Belakangan kita melihat bahwa kata hijrah identik dengan tren baru para milenials muslim. Hijrah menjadi sesuatu yang asyik, seru dan keren. Sekira dua tahun lalu, bahkan sampai digelar sebuah acara bertajuk hijrah fest di gedung megah Jakarta Convention Center. Acara ini kemudian dihadiri begitu banyak pengunjung dari berbagai penjuru ibukota dan daerah. Bahkan tak ketinggalan para artis muda beramai-ramai mendeklarasikan diri meninggalkan gemerlap dunia selebritas kepada dunia yang penuh dengan tampilan relijius termasuk kajian Islam. Apa ini salah? Jelas tidak. Fenomena ini adalah hal positif dan perlu terus kita syukuri, bahwa didalamnya ada variabel positif dan negatif, itu jamak dalam sebuah tren, akan saya bahas pada tulisan yang lain.
Hijrah jika ditarik dari akar kata berasal dari bahasa Arab, dengan kata dasar ha’, jim dan ra’ (hajara, yahjuru, hajran) yang berarti memutuskan hubungan. Di dalam Al-Qur’an begitu banyak ayat yg memuat kata tersebut. Pada Al-Qur’an surat al Anfal ayat 74 dan at Taubah ayat 20, secara gamblang kaum mukminin mendapat perintah untuk melakukan hijrah dan jihad dari Allah.
Sebelum ada perintah hijrah ke Madinah, para sahabat mendapatkan perintah untuk hijrah ke Habasyah/Ethiopia. Hal ini guna menghindari intimidasi dari suku Quraisy. Waktu berjalan kemudian rupanya keadaan tidak segera membaik maka perintah hijrah kedua pun disampaikan oleh Nabi yaitu hijrah ke Yastrib yang kemudian berganti nama menjadi Madinah.
Teknisnya memang perjalanan hijrahnya begitu berat. Butuh waktu yang tidak sebentar untuk seluruh kaum muslimin berpindah secara geografis dari kota Mekah ke kota Yastrib. Tapi memang, jauh lebih lama dari itu, tiga belas tahun sebelumnya, Nabi melakukan penetrasi sosial dg sistemik, di mana Islam menjadi the of life, jalan hidup bagi setiap manusia.

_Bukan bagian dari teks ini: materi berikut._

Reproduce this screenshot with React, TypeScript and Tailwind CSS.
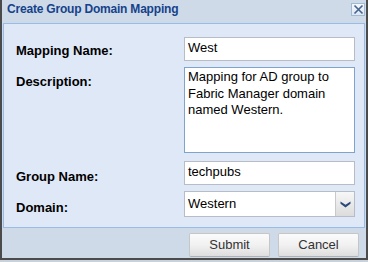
import React from "react";

function Row({
  label,
  labelPad,
  children,
}: {
  label: string;
  labelPad: string;
  children: React.ReactNode;
}) {
  return (
    <div className="flex items-start">
      <div className={`w-[180px] pl-[12px] font-bold text-[13px] leading-[16px] text-black ${labelPad}`}>
        {label}
      </div>
      {children}
    </div>
  );
}

export default function App() {
  return (
    <div
      className="w-[368px] h-[262px] bg-[#c9d1da]"
      style={{ fontFamily: '"Liberation Sans", Arial, sans-serif' }}
    >
      <div className="w-[368px] h-[260px] flex flex-col bg-[#cedae7] border-l-2 border-r-2 border-b-2 border-[#4b4b4b] px-[1px]">
        {/* header */}
        <div className="h-[23px] flex items-start justify-between shrink-0">
          <div className="pl-[4px] pt-[1px] text-[12px] leading-[16px] font-bold text-[#15428b] tracking-[-0.2px]">
            Create Group Domain Mapping
          </div>
          <div className="mt-[3px] w-[14px] h-[13px] border border-[#a3bad5] bg-gradient-to-b from-[#f4f8fc] to-[#dde7f2] flex items-center justify-center">
            <svg width="11" height="11" viewBox="0 0 11 11">
              <path d="M1.5 1.5 L9.5 9.5 M9.5 1.5 L1.5 9.5" stroke="#48658f" strokeWidth="1.7" fill="none" />
            </svg>
          </div>
        </div>

        {/* form panel */}
        <div className="h-[205px] shrink-0 border border-[#99bbe8] bg-[#dfe8f6] pt-[13px] flex flex-col">
          <Row label="Mapping Name:" labelPad="pt-[6px]">
            <div className="w-[171px] h-[24px] border border-[#b8bcc6] bg-white px-[3px] pt-[2px] text-[13px] leading-[16px] text-black">
              West
            </div>
          </Row>
          <div className="h-[6px]" />
          <Row label="Description:" labelPad="pt-[7px]">
            <div className="w-[171px] h-[86px] border border-[#7ea3cc] bg-white px-[3px] pt-[1px] text-[13px] leading-[16.7px] text-black">
              Mapping for AD group to Fabric Manager domain named Western.
            </div>
          </Row>
          <div className="h-[8px]" />
          <Row label="Group Name:" labelPad="pt-[8px]">
            <div className="w-[171px] h-[24px] border border-[#b8bcc6] bg-white px-[3px] pt-[2px] text-[13px] leading-[16px] text-black">
              techpubs
            </div>
          </Row>
          <div className="h-[6px]" />
          <Row label="Domain:" labelPad="pt-[9px]">
            <div className="w-[171px] h-[26px] border border-[#b8bcc6] bg-white flex">
              <div className="flex-1 px-[3px] pt-[4px] text-[13px] leading-[16px] text-black">Western</div>
              <div className="w-[19px] border-l border-[#c9c9c9] bg-gradient-to-b from-[#f7f7f7] to-[#dcdcdc] flex items-center justify-center">
                <svg width="11" height="7" viewBox="0 0 11 7">
                  <path d="M0.5 0.5 L5.5 3.8 L10.5 0.5 L10.5 2.8 L5.5 6.5 L0.5 2.8 Z" fill="#2a4a7c" />
                </svg>
              </div>
            </div>
          </Row>
        </div>

        {/* footer */}
        <div className="flex-1 flex justify-end items-start gap-[8px] pt-[5px] pr-[6px]">
          <button className="w-[81px] h-[24px] rounded-[2px] border border-[#c6c6c6] border-b-[#b0b0b0] bg-gradient-to-b from-[#fbfbfb] via-[#f1f1f1] to-[#dedede] text-[13px] leading-[16px] text-[#333]">
            Submit
          </button>
          <button className="w-[81px] h-[24px] rounded-[2px] border border-[#c6c6c6] border-b-[#b0b0b0] bg-gradient-to-b from-[#fbfbfb] via-[#f1f1f1] to-[#dedede] text-[13px] leading-[16px] text-[#333]">
            Cancel
          </button>
        </div>
      </div>
    </div>
  );
}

Kemudian, melalui hijrah, masyarakat itu bergerak beriringan menuju sebuah “negara”. Nabi telah membimbing sekaligus melatih para sahabat selama tiga belas tahun dengan Islam yang bukan hanya sebagai sebuah nilai tapi juga sistem.
setelah di Yastrib, nabi menerapkan pondasi-pondasi dalam menegakkan sebuah negara. Mulai dari membangun infrastruktur untuk konsolidasi para aristokrat, mempersaudarakan berbagai komunitas, pertahanan negara dg konsep jihad sampai pada kesepakatan perjanjian formal yg disebut dengan piagam Madinah. Maka tak heran jika hanya dalam waktu beberapa tahun saja, Madinah kemudian menjadi negara yg disegani dari seluruh jazirah Arab bahkan makin meluas sampai ke Tiongkok, Eropa Timur dan Nusantara di era Khulafaur Rasyidin.
Maka, memaknai hijrah dengan sekedar komunitas hijaber, niqab, jenggot, dan celana cingkrang ditambah dengan koleksi busana muslim dengan brand-brand mahal bagi saya adalah menyempitkan makna hijrah baik dari kata maupun sejarahnya. Hijrah lebih kepada sebuah pergerakan kolektif dari komunitas baik menuju sistem sosial politik yang stabil dan menjadi payung bagi banyak pihak.
Saat ini hijrah harus bermakna kepada bagaimana menemukan solusi untuk berbagai masalah yang dihadapi dunia. Bangsa besar ini sudah semestinya menemukan arah untuk manjadi bagian dari solusi masalah dalam isu global, baik energi, air, makanan, militer, dan perang dagang tentunya. Allohu’alam.
“Sebuah episode baru dalam sejarah telah dimulai. Sebuah gerakan telah berkembang menjadi sebuah negara. Sebuah negara telah bergerak menuju peradabannya. Sebuah agama telah menemukan orang-orangnya, setelah itu mereka akan menancapkan bangunan peradaban mereka.” (Anis Matta, Dari Gerakan ke Negara).